Si certaines informations telles que les paiements et autres avantages accordés aux témoins sont entièrement cachées de la Défense, d’autres informations notamment contenues dans les déclarations de témoins sont quant à elle expurgées. Cela signifie que la Défense obtient divulgation de documents partiellement voir entièrement caviardés(12).

La Défense est donc dans l’incapacité d’appréhender et de comprendre l’entièreté de la preuve présentée par le Procureur. La Chambre d’appel devra se prononcer sur le fait de savoir si les éléments non divulgués par le Procureur ont empêché la Défense de présenter une défense pleine et entière.

UNE ERREUR D’APPRECIATION DU DROIT ET DES FAITS ?

Si pour la Défense, la Chambre de première instance VI a commis une erreur d’appréciation du droit et des faits, il lui appartient désormais de convaincre les juges de la Chambre d’appel. 

La Défense, ordonnée de déposer son mémoire d’appel le 7 octobre dernier sur ses deux premiers motifs d’appel, a déposé une demande en reconsidération auprès des juges de la Chambre d’appel afin d’obtenir plus de temps(13). 

Cette demande s’explique par le fait que la Défense, souffrant d’un manque de ressources, doit composer simultanément avec plusieurs tâches : le mémoire d’appel, le mémoire de sentence, et la procédure de réparation des victimes alors même que la décision de condamnation de M. Ntaganda n’est pas encore définitive.

Le 1er octobre dernier, les juges de la Chambre d’appel ont accueilli positivement la demande en reconsidération de la Défense en donnant à M. Ntaganda jusqu’au 11 novembre pour déposer son mémoire d’appel au sujet des premiers et troisièmes motifs d’appel, les arguments pour les autres motifs d’appel devant être présentés le 14 janvier 2020. Le droit d’appel, garantie fondamentale de toute Cour de justice nationale ou internationale, permet à toute personne de bénéficier d’un procès équitable où Procureur,Défense et Représentants Légaux des Victimes peuvent chacun faire entendre leur voix. 

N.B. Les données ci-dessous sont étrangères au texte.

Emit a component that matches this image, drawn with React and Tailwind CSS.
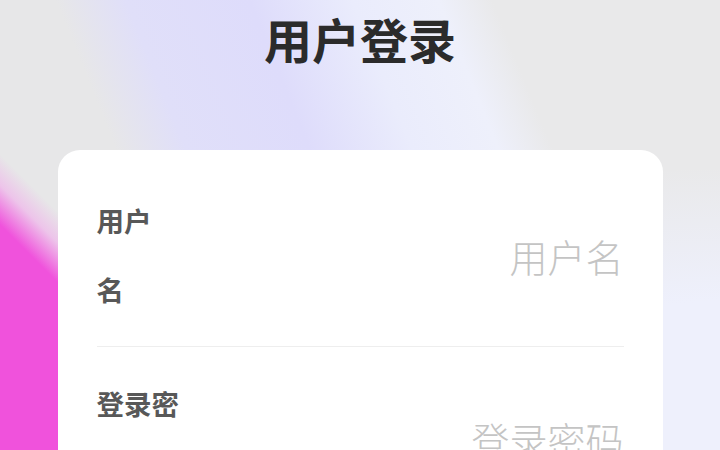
import React from "react";

const font = { fontFamily: '"Noto Sans CJK SC", "Noto Sans", sans-serif' };

function Field({ lines, placeholder, divider }) {
  return (
    <div className={`flex items-center py-[22px] ${divider ? "border-b border-[#eeeeee]" : ""}`}>
      <div className="w-[92px] shrink-0 text-[27.5px] leading-[69px] font-bold text-[#585858]">
        {lines.map((l, i) => (
          <div key={i}>{l}</div>
        ))}
      </div>
      <input
        className="flex-1 min-w-0 bg-transparent text-right text-[38px] font-light outline-none placeholder:text-[#c4c4c4]"
        placeholder={placeholder}
        style={font}
      />
    </div>
  );
}

export default function App() {
  return (
    <div className="relative w-[720px] h-[450px] overflow-hidden bg-[#e8e8e9]" style={font}>
      <div className="absolute inset-0 bg-[linear-gradient(68deg,#e7e7e8_0px,#e7e7e8_220px,#e0dff9_285px,#dedcfb_400px,#eaecfc_495px,#eef0fb_575px,#e9e9ea_625px)]" />
      <div className="absolute inset-0 bg-[radial-gradient(ellipse_at_100%_85%,#eef0fc_0%,#eef0fc_15%,transparent_40%)]" />
      <div className="absolute inset-0 bg-[linear-gradient(225deg,transparent_0px,transparent_618px,#edc4ea_640px,#f052dc_668px,#f052dc_100%)]" />

      <div className="relative flex flex-col items-center">
        <h1 className="mt-[14px] text-[48px] leading-[48px] font-bold text-[#2b2b2b]">用户登录</h1>
        <div className="mt-[88px] w-[605px] rounded-[22px] bg-white px-[39px] pt-[14px] pb-[40px]">
          <Field lines={["用户", "名"]} placeholder="用户名" divider />
          <Field lines={["登录密", "码"]} placeholder="登录密码" />
        </div>
      </div>
    </div>
  );
}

Dans ce respect des droits, il appartient désormais à la Chambre d’appel de confirmer ou d’infirmer le jugement en condamnation de la Chambre de première instance VI.

Sandrine De Sena

Notes

(1) ICC-01/04-02/06-T-265-FRA ET WT, 8 juillet 2019, p. 3-4

(2) Judgement pursuant to Article 74 of the Statute, 8 juillet 2019, ICC-01/04-02/06-2359.

(3) ICC-01/04-02/06-T-265-FRA ET WT, 8 juillet 2019, p. 17, l. 1-2.

(4) Mr. Ntaganda’s Notice of Appeal against the Judgment pursuant to Article 74 of the Statute, 9 septembre 2019, ICC-01/04/02-06-2396.

(5) Article 40 du Statut de Rome de la Cour pénale internationale.

(6) Scheveningen est un quartier de La Haye (Pays-Bas) où se situe le Centre de détention des Nations Unies.

(7) Il s’agit de l’obligation qu’a le Procureur de révéler à la Défense les éléments à charge et à décharge qu’il recueille au cours de ses enquêtes.

(8) Les conversations non-privilégiées ne sont pas couvertes par le secret professionnel et sont donc susceptibles d’être écoutées. Elles concernent ici notamment les appels entre Bosco Ntaganda et les membres de sa famille, depuis son arrivée au Centre de Détention en 2013.

(9) Suite à une révision des conversations téléphoniques de M. Ntaganda depuis Décembre 2013 par le Greffe, selon lequel ses appels étaient susceptibles de « raising intent to intimidate harm or bribe witnesses », la Chambre de première instance décide de limiter ses appels à 30 minutes deux fois par semaine. Il est décidé que ses appels sont activement surveillés et peuvent être interrompus à tout moment (ICC-01/04-02/06-1501-Red, para. 5).

(10) La Règle 77 du Règlement de Preuve et Procédure de la CPI dispose que « sous réserve des restrictions applicables à la communication de pièces et à la divulgation de renseignements en vertu du Statut et des règles 81 et 82, le Procureur permet à la défense de prendre connaissance des livres, documents, photographies et autres objets se trouvant en sa possession ou sous son contrôle qui sont nécessaires à la préparation de la défense de l’accusé, qui seront utilisés par le Procureur comme moyens de preuve à l’audience de confirmation des charges ou au procès, ou qui ont été obtenus de l’accusé ou lui appartiennent. »

(11) Les juges, garants du droit au procès équitable, ont le pouvoir d’ordonner au Procureur toute divulgation de preuve nécessaire au bon respect des procédures.

(12) Le terme “caviarder” signifie que plusieurs éléments dans un texte sont recouverts de noir afin de rendre certains passages illisibles pour le lecteur.

(13) Urgent request for reconsideration of the “Decision on Mr Ntaganda’s request for an extension of the page and time limit for the filing of the appeal brief and related matters”, 23 septembre 2019 (ICC-01/04-02/06-2417).